Reproduce the full listing below unchanged, apart from the pictures.

**DATA LINES**
====================

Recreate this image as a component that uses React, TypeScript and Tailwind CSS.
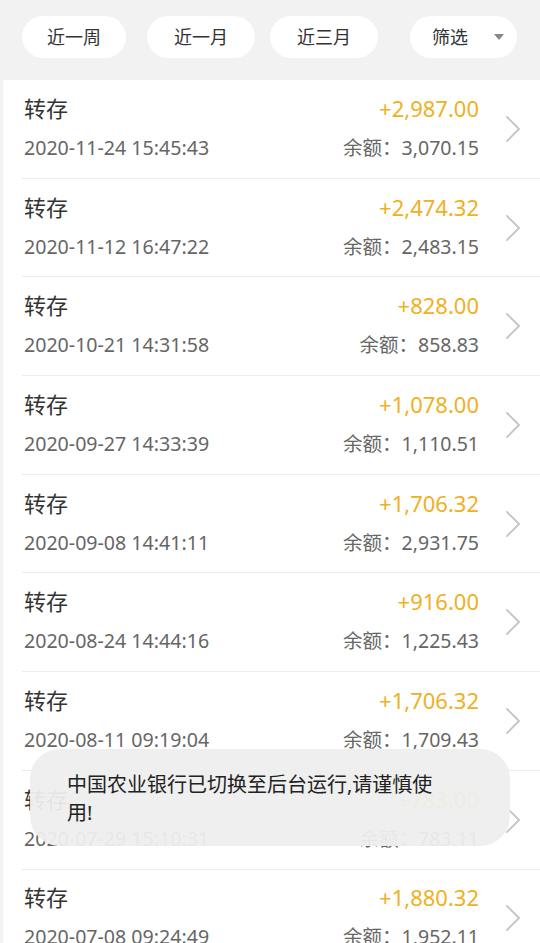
import React from "react";

const rows = [
  { amt: "+2,987.00", date: "2020-11-24 15:45:43", bal: "3,070.15" },
  { amt: "+2,474.32", date: "2020-11-12 16:47:22", bal: "2,483.15" },
  { amt: "+828.00", date: "2020-10-21 14:31:58", bal: "858.83" },
  { amt: "+1,078.00", date: "2020-09-27 14:33:39", bal: "1,110.51" },
  { amt: "+1,706.32", date: "2020-09-08 14:41:11", bal: "2,931.75" },
  { amt: "+916.00", date: "2020-08-24 14:44:16", bal: "1,225.43" },
  { amt: "+1,706.32", date: "2020-08-11 09:19:04", bal: "1,709.43" },
  { amt: "+783.00", date: "2020-07-29 15:10:31", bal: "783.11" },
  { amt: "+1,880.32", date: "2020-07-08 09:24:49", bal: "1,952.11" },
];

function Chevron() {
  return (
    <svg width="16" height="26" viewBox="0 0 16 26" fill="none">
      <path d="M2 1 L14 13 L2 25" stroke="#c4c4c4" strokeWidth="1.8" strokeLinecap="round" strokeLinejoin="round" />
    </svg>
  );
}

export default function App() {
  return (
    <div
      className="relative h-[943px] w-[540px] overflow-hidden bg-white"
      style={{ fontFamily: '"Noto Sans", "Noto Sans CJK SC", sans-serif' }}
    >
      <div className="flex h-[80px] items-start bg-[#f2f2f2] pl-[22px] pt-[16px]">
        <div className="flex h-[42px] w-[104px] items-center justify-center rounded-full bg-white text-[18px] text-[#333]">近一周</div>
        <div className="ml-[21px] flex h-[42px] w-[108px] items-center justify-center rounded-full bg-white text-[18px] text-[#333]">近一月</div>
        <div className="ml-[15px] flex h-[42px] w-[108px] items-center justify-center rounded-full bg-white text-[18px] text-[#333]">近三月</div>
        <div className="ml-[32px] flex h-[42px] w-[107px] items-center rounded-full bg-white pl-[22px] text-[18px] text-[#333]">
          <span>筛选</span>
          <svg className="ml-[26px]" width="10" height="6" viewBox="0 0 10 6">
            <path d="M0 0 L10 0 L5 6 Z" fill="#888" />
          </svg>
        </div>
      </div>
      <div className="border-l-[3px] border-[#f2f2f2]">
        {rows.map((r, i) => (
          <div key={i} className="ml-[19px] flex h-[98.7px] items-center border-b border-[#ececec] pb-[2px]">
            <div className="flex flex-1 flex-col pl-[2px]">
              <div className="text-[22px] leading-[28px] text-[#333]">转存</div>
              <div className="mt-[12px] text-[19.6px] leading-[28px] text-[#666]">{r.date}</div>
            </div>
            <div className="flex flex-col items-end">
              <div className="text-[22px] leading-[28px] text-[#efb022]">{r.amt}</div>
              <div className="mt-[12px] text-[19.5px] leading-[28px] text-[#666]">余额：{r.bal}</div>
            </div>
            <div className="ml-[26px] mr-[19px] mt-[2px] flex items-center">
              <Chevron />
            </div>
          </div>
        ))}
      </div>
      <div className="absolute left-[30px] top-[749px] h-[97px] w-[480px] rounded-[30px] bg-[#eeeeee]/95 pl-[37px] pt-[22px] text-[20px] leading-[28px] text-[#222]">
        中国农业银行已切换至后台运行,请谨慎使
        <br />
        用!
      </div>
    </div>
  );
}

====================

**TASK RESULT**
Recreate this image as a component that uses React, TypeScript and Tailwind CSS.
import React from "react";

const rows = [
  { amt: "+2,987.00", date: "2020-11-24 15:45:43", bal: "3,070.15" },
  { amt: "+2,474.32", date: "2020-11-12 16:47:22", bal: "2,483.15" },
  { amt: "+828.00", date: "2020-10-21 14:31:58", bal: "858.83" },
  { amt: "+1,078.00", date: "2020-09-27 14:33:39", bal: "1,110.51" },
  { amt: "+1,706.32", date: "2020-09-08 14:41:11", bal: "2,931.75" },
  { amt: "+916.00", date: "2020-08-24 14:44:16", bal: "1,225.43" },
  { amt: "+1,706.32", date: "2020-08-11 09:19:04", bal: "1,709.43" },
  { amt: "+783.00", date: "2020-07-29 15:10:31", bal: "783.11" },
  { amt: "+1,880.32", date: "2020-07-08 09:24:49", bal: "1,952.11" },
];

function Chevron() {
  return (
    <svg width="16" height="26" viewBox="0 0 16 26" fill="none">
      <path d="M2 1 L14 13 L2 25" stroke="#c4c4c4" strokeWidth="1.8" strokeLinecap="round" strokeLinejoin="round" />
    </svg>
  );
}

export default function App() {
  return (
    <div
      className="relative h-[943px] w-[540px] overflow-hidden bg-white"
      style={{ fontFamily: '"Noto Sans", "Noto Sans CJK SC", sans-serif' }}
    >
      <div className="flex h-[80px] items-start bg-[#f2f2f2] pl-[22px] pt-[16px]">
        <div className="flex h-[42px] w-[104px] items-center justify-center rounded-full bg-white text-[18px] text-[#333]">近一周</div>
        <div className="ml-[21px] flex h-[42px] w-[108px] items-center justify-center rounded-full bg-white text-[18px] text-[#333]">近一月</div>
        <div className="ml-[15px] flex h-[42px] w-[108px] items-center justify-center rounded-full bg-white text-[18px] text-[#333]">近三月</div>
        <div className="ml-[32px] flex h-[42px] w-[107px] items-center rounded-full bg-white pl-[22px] text-[18px] text-[#333]">
          <span>筛选</span>
          <svg className="ml-[26px]" width="10" height="6" viewBox="0 0 10 6">
            <path d="M0 0 L10 0 L5 6 Z" fill="#888" />
          </svg>
        </div>
      </div>
      <div className="border-l-[3px] border-[#f2f2f2]">
        {rows.map((r, i) => (
          <div key={i} className="ml-[19px] flex h-[98.7px] items-center border-b border-[#ececec] pb-[2px]">
            <div className="flex flex-1 flex-col pl-[2px]">
              <div className="text-[22px] leading-[28px] text-[#333]">转存</div>
              <div className="mt-[12px] text-[19.6px] leading-[28px] text-[#666]">{r.date}</div>
            </div>
            <div className="flex flex-col items-end">
              <div className="text-[22px] leading-[28px] text-[#efb022]">{r.amt}</div>
              <div className="mt-[12px] text-[19.5px] leading-[28px] text-[#666]">余额：{r.bal}</div>
            </div>
            <div className="ml-[26px] mr-[19px] mt-[2px] flex items-center">
              <Chevron />
            </div>
          </div>
        ))}
      </div>
      <div className="absolute left-[30px] top-[749px] h-[97px] w-[480px] rounded-[30px] bg-[#eeeeee]/95 pl-[37px] pt-[22px] text-[20px] leading-[28px] text-[#222]">
        中国农业银行已切换至后台运行,请谨慎使
        <br />
        用!
      </div>
    </div>
  );
}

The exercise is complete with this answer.